What the task asks. Output the material exactly, but drop every image it holds.

++++++++++++++++++++

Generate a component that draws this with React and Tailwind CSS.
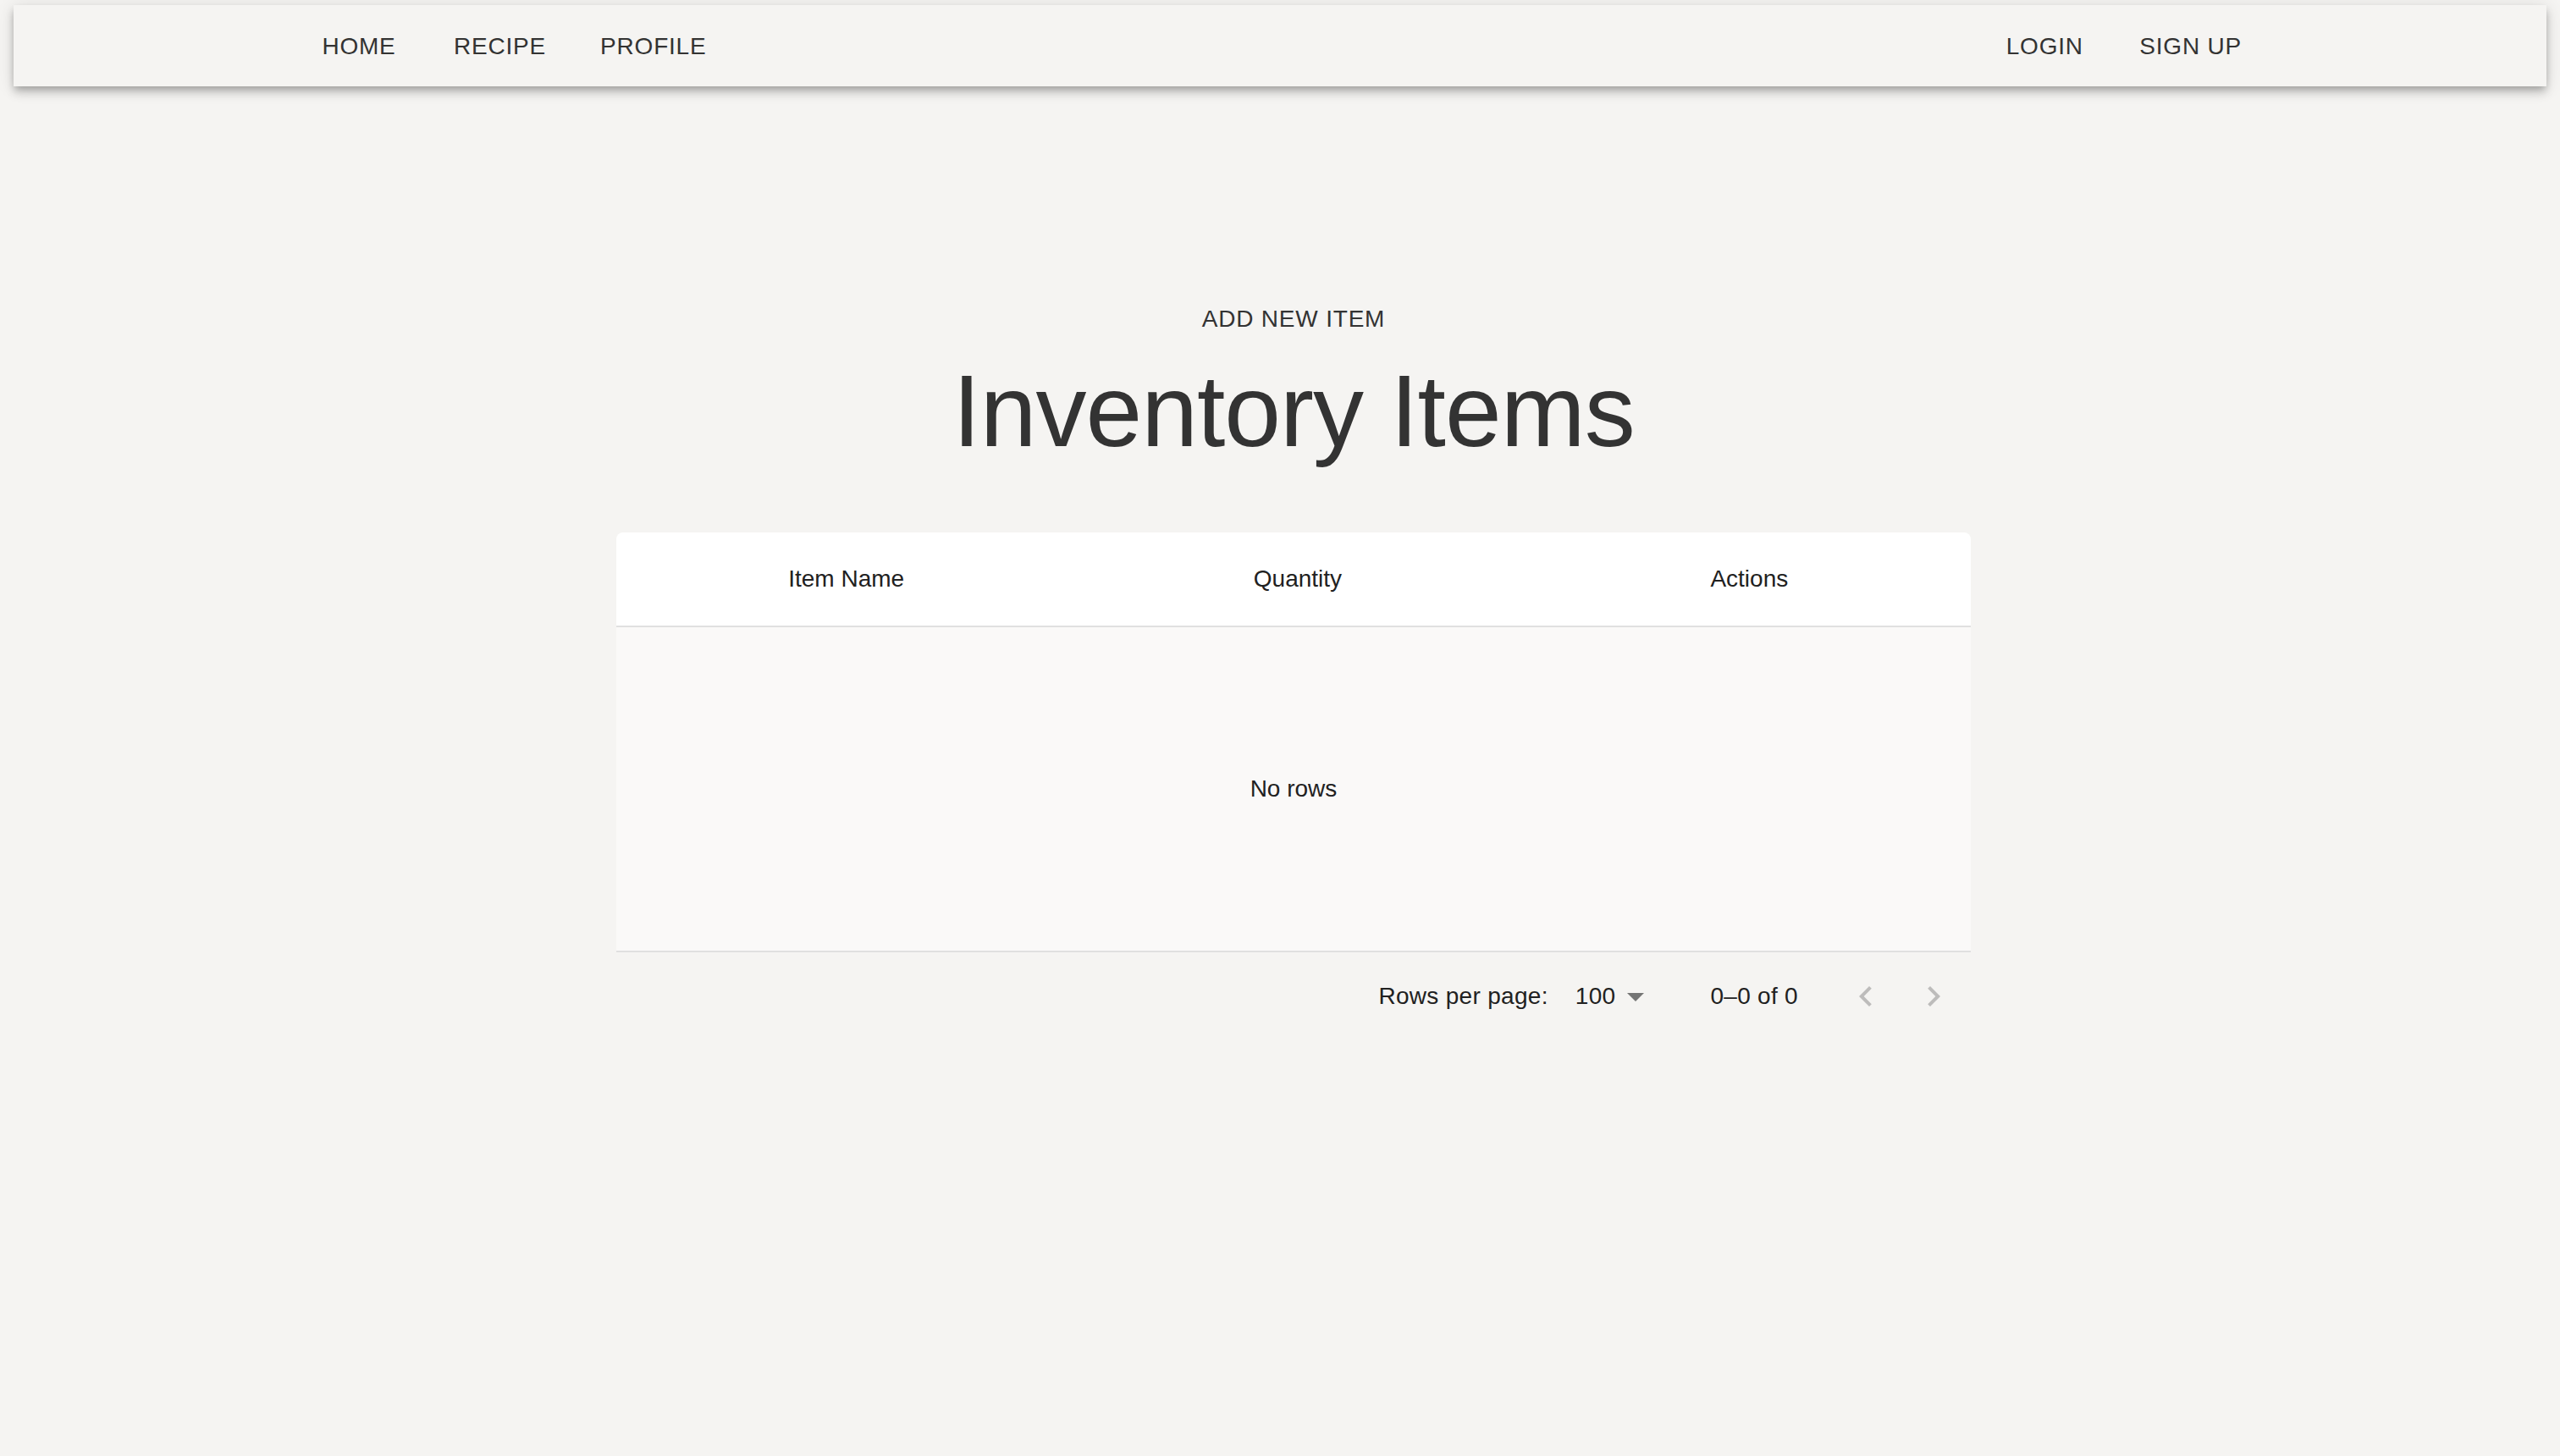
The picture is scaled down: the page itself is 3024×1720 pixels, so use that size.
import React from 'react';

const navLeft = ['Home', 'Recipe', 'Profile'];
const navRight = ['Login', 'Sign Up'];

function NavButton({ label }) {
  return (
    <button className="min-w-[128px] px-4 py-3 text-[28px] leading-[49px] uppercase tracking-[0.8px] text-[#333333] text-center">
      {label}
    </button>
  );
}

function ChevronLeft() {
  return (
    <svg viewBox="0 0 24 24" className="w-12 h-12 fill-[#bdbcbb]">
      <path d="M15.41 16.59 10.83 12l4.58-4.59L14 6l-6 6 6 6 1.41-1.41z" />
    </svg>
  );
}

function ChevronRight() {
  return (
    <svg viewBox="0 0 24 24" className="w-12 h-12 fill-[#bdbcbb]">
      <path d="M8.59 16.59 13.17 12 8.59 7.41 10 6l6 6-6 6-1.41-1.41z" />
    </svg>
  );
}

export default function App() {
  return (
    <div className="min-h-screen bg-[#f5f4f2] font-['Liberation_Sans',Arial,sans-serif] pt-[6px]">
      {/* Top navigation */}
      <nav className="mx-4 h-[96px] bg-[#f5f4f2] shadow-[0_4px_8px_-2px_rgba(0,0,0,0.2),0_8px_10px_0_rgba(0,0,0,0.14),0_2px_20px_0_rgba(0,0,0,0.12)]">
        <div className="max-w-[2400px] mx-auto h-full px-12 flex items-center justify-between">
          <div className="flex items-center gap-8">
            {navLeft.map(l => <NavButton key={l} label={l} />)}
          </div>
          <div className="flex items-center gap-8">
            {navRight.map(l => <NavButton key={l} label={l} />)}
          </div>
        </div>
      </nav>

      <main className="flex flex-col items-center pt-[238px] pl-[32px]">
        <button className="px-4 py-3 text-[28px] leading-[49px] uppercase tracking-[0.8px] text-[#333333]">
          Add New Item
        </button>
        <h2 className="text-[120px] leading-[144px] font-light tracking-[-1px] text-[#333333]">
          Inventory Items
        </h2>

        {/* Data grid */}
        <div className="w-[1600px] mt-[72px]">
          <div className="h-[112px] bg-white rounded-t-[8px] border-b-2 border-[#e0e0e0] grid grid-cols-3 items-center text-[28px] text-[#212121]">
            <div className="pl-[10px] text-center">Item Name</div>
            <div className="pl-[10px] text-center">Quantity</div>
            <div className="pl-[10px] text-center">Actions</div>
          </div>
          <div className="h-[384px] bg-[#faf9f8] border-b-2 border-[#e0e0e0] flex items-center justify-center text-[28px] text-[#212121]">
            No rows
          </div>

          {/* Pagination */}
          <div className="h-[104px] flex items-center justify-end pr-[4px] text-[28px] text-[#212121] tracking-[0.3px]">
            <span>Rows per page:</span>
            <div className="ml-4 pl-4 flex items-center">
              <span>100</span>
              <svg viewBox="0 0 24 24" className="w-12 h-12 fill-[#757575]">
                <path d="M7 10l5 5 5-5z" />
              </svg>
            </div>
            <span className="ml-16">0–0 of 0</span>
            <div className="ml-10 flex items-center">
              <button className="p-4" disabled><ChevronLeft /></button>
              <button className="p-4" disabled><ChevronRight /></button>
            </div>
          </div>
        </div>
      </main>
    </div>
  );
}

++++++++++++++++++++

Correct answer.
Generate a component that draws this with React and Tailwind CSS.
The picture is scaled down: the page itself is 3024×1720 pixels, so use that size.
import React from 'react';

const navLeft = ['Home', 'Recipe', 'Profile'];
const navRight = ['Login', 'Sign Up'];

function NavButton({ label }) {
  return (
    <button className="min-w-[128px] px-4 py-3 text-[28px] leading-[49px] uppercase tracking-[0.8px] text-[#333333] text-center">
      {label}
    </button>
  );
}

function ChevronLeft() {
  return (
    <svg viewBox="0 0 24 24" className="w-12 h-12 fill-[#bdbcbb]">
      <path d="M15.41 16.59 10.83 12l4.58-4.59L14 6l-6 6 6 6 1.41-1.41z" />
    </svg>
  );
}

function ChevronRight() {
  return (
    <svg viewBox="0 0 24 24" className="w-12 h-12 fill-[#bdbcbb]">
      <path d="M8.59 16.59 13.17 12 8.59 7.41 10 6l6 6-6 6-1.41-1.41z" />
    </svg>
  );
}

export default function App() {
  return (
    <div className="min-h-screen bg-[#f5f4f2] font-['Liberation_Sans',Arial,sans-serif] pt-[6px]">
      {/* Top navigation */}
      <nav className="mx-4 h-[96px] bg-[#f5f4f2] shadow-[0_4px_8px_-2px_rgba(0,0,0,0.2),0_8px_10px_0_rgba(0,0,0,0.14),0_2px_20px_0_rgba(0,0,0,0.12)]">
        <div className="max-w-[2400px] mx-auto h-full px-12 flex items-center justify-between">
          <div className="flex items-center gap-8">
            {navLeft.map(l => <NavButton key={l} label={l} />)}
          </div>
          <div className="flex items-center gap-8">
            {navRight.map(l => <NavButton key={l} label={l} />)}
          </div>
        </div>
      </nav>

      <main className="flex flex-col items-center pt-[238px] pl-[32px]">
        <button className="px-4 py-3 text-[28px] leading-[49px] uppercase tracking-[0.8px] text-[#333333]">
          Add New Item
        </button>
        <h2 className="text-[120px] leading-[144px] font-light tracking-[-1px] text-[#333333]">
          Inventory Items
        </h2>

        {/* Data grid */}
        <div className="w-[1600px] mt-[72px]">
          <div className="h-[112px] bg-white rounded-t-[8px] border-b-2 border-[#e0e0e0] grid grid-cols-3 items-center text-[28px] text-[#212121]">
            <div className="pl-[10px] text-center">Item Name</div>
            <div className="pl-[10px] text-center">Quantity</div>
            <div className="pl-[10px] text-center">Actions</div>
          </div>
          <div className="h-[384px] bg-[#faf9f8] border-b-2 border-[#e0e0e0] flex items-center justify-center text-[28px] text-[#212121]">
            No rows
          </div>

          {/* Pagination */}
          <div className="h-[104px] flex items-center justify-end pr-[4px] text-[28px] text-[#212121] tracking-[0.3px]">
            <span>Rows per page:</span>
            <div className="ml-4 pl-4 flex items-center">
              <span>100</span>
              <svg viewBox="0 0 24 24" className="w-12 h-12 fill-[#757575]">
                <path d="M7 10l5 5 5-5z" />
              </svg>
            </div>
            <span className="ml-16">0–0 of 0</span>
            <div className="ml-10 flex items-center">
              <button className="p-4" disabled><ChevronLeft /></button>
              <button className="p-4" disabled><ChevronRight /></button>
            </div>
          </div>
        </div>
      </main>
    </div>
  );
}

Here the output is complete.